§ **Data extract**:
________
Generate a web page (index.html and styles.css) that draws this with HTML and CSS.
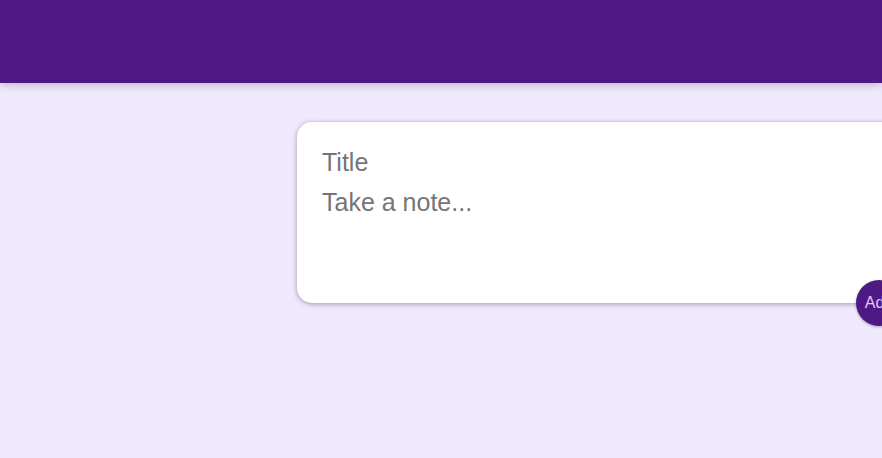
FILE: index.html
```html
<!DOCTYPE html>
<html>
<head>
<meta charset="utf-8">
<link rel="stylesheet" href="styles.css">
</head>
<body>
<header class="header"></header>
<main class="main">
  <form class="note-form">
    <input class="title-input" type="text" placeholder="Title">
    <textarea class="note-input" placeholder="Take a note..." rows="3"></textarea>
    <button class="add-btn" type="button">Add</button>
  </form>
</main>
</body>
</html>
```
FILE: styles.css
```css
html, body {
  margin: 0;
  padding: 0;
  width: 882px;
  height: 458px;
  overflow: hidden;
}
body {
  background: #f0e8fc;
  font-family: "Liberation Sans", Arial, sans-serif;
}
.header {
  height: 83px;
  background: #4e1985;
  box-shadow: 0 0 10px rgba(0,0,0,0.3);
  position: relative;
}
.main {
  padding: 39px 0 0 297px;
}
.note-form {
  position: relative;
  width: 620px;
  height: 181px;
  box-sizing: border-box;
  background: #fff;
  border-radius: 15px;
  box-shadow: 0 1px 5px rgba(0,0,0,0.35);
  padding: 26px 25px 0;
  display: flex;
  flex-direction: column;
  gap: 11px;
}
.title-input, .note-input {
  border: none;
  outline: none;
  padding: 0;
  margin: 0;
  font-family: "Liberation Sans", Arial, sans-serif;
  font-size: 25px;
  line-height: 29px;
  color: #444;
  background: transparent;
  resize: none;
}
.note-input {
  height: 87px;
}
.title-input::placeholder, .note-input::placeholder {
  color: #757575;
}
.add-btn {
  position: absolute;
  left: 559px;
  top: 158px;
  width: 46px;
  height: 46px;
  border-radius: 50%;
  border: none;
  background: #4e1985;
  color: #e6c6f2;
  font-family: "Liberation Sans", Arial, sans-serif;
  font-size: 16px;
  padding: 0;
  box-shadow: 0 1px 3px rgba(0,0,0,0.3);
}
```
________
§ **What you have to do**: Go through the material above and print all of it exactly, except the pictures.

§ **In response**:
Generate a web page (index.html and styles.css) that draws this with HTML and CSS.
FILE: index.html
```html
<!DOCTYPE html>
<html>
<head>
<meta charset="utf-8">
<link rel="stylesheet" href="styles.css">
</head>
<body>
<header class="header"></header>
<main class="main">
  <form class="note-form">
    <input class="title-input" type="text" placeholder="Title">
    <textarea class="note-input" placeholder="Take a note..." rows="3"></textarea>
    <button class="add-btn" type="button">Add</button>
  </form>
</main>
</body>
</html>
```
FILE: styles.css
```css
html, body {
  margin: 0;
  padding: 0;
  width: 882px;
  height: 458px;
  overflow: hidden;
}
body {
  background: #f0e8fc;
  font-family: "Liberation Sans", Arial, sans-serif;
}
.header {
  height: 83px;
  background: #4e1985;
  box-shadow: 0 0 10px rgba(0,0,0,0.3);
  position: relative;
}
.main {
  padding: 39px 0 0 297px;
}
.note-form {
  position: relative;
  width: 620px;
  height: 181px;
  box-sizing: border-box;
  background: #fff;
  border-radius: 15px;
  box-shadow: 0 1px 5px rgba(0,0,0,0.35);
  padding: 26px 25px 0;
  display: flex;
  flex-direction: column;
  gap: 11px;
}
.title-input, .note-input {
  border: none;
  outline: none;
  padding: 0;
  margin: 0;
  font-family: "Liberation Sans", Arial, sans-serif;
  font-size: 25px;
  line-height: 29px;
  color: #444;
  background: transparent;
  resize: none;
}
.note-input {
  height: 87px;
}
.title-input::placeholder, .note-input::placeholder {
  color: #757575;
}
.add-btn {
  position: absolute;
  left: 559px;
  top: 158px;
  width: 46px;
  height: 46px;
  border-radius: 50%;
  border: none;
  background: #4e1985;
  color: #e6c6f2;
  font-family: "Liberation Sans", Arial, sans-serif;
  font-size: 16px;
  padding: 0;
  box-shadow: 0 1px 3px rgba(0,0,0,0.3);
}
```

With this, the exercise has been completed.